I wonder, though. Quora answers about the cost of coaching in Kota from 2018 yields figures in the range of 2.6 - 3.3 lakhs annually (ie, coaching + accommodation + food, etc). That's a median additional expenditure of 25K per month, for two years. Yes, some families from Bihar are able to muster up the amount, but I suspect there is some survivorship bias here. Even if Kota were to be filled by Bihari students, it doesn't necessarily follow that it is accessible to the average bright motivated Bihari student. My guess it is not.

> I would also argue that people much below this threshold have bigger worries in life.

No argument there.


>Yes, some families from Bihar are able to muster up the amount

Not "some". It is literally lakhs of families every year.
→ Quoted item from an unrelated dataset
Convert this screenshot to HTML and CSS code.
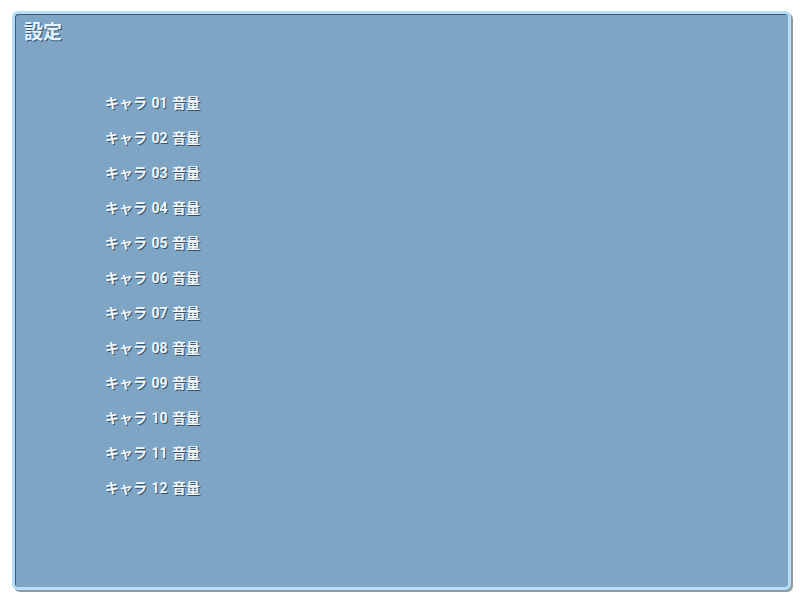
FILE: index.html
```html
<!DOCTYPE html>
<html lang="ja">
<head>
<meta charset="utf-8">
<title>設定</title>
<link rel="stylesheet" href="styles.css">
</head>
<body>
<div class="panel">
  <h1 class="title">設定</h1>
  <ul class="list">
    <li>キャラ 01 音量</li>
    <li>キャラ 02 音量</li>
    <li>キャラ 03 音量</li>
    <li>キャラ 04 音量</li>
    <li>キャラ 05 音量</li>
    <li>キャラ 06 音量</li>
    <li>キャラ 07 音量</li>
    <li>キャラ 08 音量</li>
    <li>キャラ 09 音量</li>
    <li>キャラ 10 音量</li>
    <li>キャラ 11 音量</li>
    <li>キャラ 12 音量</li>
  </ul>
</div>
</body>
</html>
```
FILE: styles.css
```css
html, body {
  margin: 0;
  padding: 0;
  background: #ffffff;
}
body {
  width: 800px;
  height: 600px;
  font-family: Roboto, "Noto Sans CJK JP", sans-serif;
}
.panel {
  box-sizing: border-box;
  margin: 11px 0 0 12px;
  width: 779px;
  height: 579px;
  background: #7ea5c4;
  border: 3px solid #b4defa;
  border-radius: 6px;
  box-shadow: inset 1px 1px 0 #3d5870, 2px 2px 0 #8f9aa3;
  padding: 7px 0 0 9px;
}
.title {
  margin: 0;
  font-size: 19px;
  line-height: 24px;
  font-weight: 700;
  color: #e4f3fd;
  text-shadow: 1px 1px 0 #34506a;
}
.list {
  list-style: none;
  margin: 41px 0 0 0;
  padding: 0 0 0 81px;
}
.list li {
  font-size: 14px;
  line-height: 35px;
  font-weight: 700;
  word-spacing: 1px;
  color: #f2f7fb;
  text-shadow: 1px 1px 0 #34506a;
}
```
And if you look at the data of total number of JEE candidates from Bihar, that is actually a very significant percentage.

Even if you believe that coaching is not accessible to the average bright motivated Bihari student, the very fact that so many people from the poorest, most backward part of the country look at this exam as an instrument to better their lives should tell you something.


> Not "some". It is literally lakhs of families every year. And if you look at the data of total number of JEE candidates from Bihar, that is actually a very significant percentage.

Across all the coaching centres in Kota, you have about ~ 150K students annually, so about 1.5 lakhs in total from all states. Even if the overwhelming majority were Bihari, it doesn't generalize. That's tells us more about the network effect operating in Bihar rather than something about dedicated students in general. That's a lot of kids for a tiny town like Kota, but a drop in the ocean when dealing with the scale of the JEE.

> the very fact that so many people from the poorest, most backward part of the country look at this exam as an instrument to better their lives should tell you something.

Yes, that the exam needs reform. The fact that so many students who 'succeed' at the exams benefited from enrolling in coaching classes suggests that the exam needs to be reformulated to eliminate that variable. It's not the only thing in the education system that needs reform, but it is one among many. If as you suggest serious students benefit from the community of other like minded kids, then self organizing study groups can happen and still save 25K/month.

According to me, the goal of the JEE is to identify ~ 10K kids with the right combination of aptitude & dedication, in a manner that's not blind to their wide ranging social & economic backgrounds. Attending a coaching centre is a signal for their family's desire, but I think we can find much better signals for aptitude & dedication.


> the very fact that so many people from the poorest, most backward part of the country

You keep repeating this misdirection everywhere. Students studying in Kota from the poorest and most backward states are not themselves from poor and backward families. India has tremendous wealth inequality as does Bihar. If they were, they wouldn't be able to afford 2 years of coaching and lodging in Kota.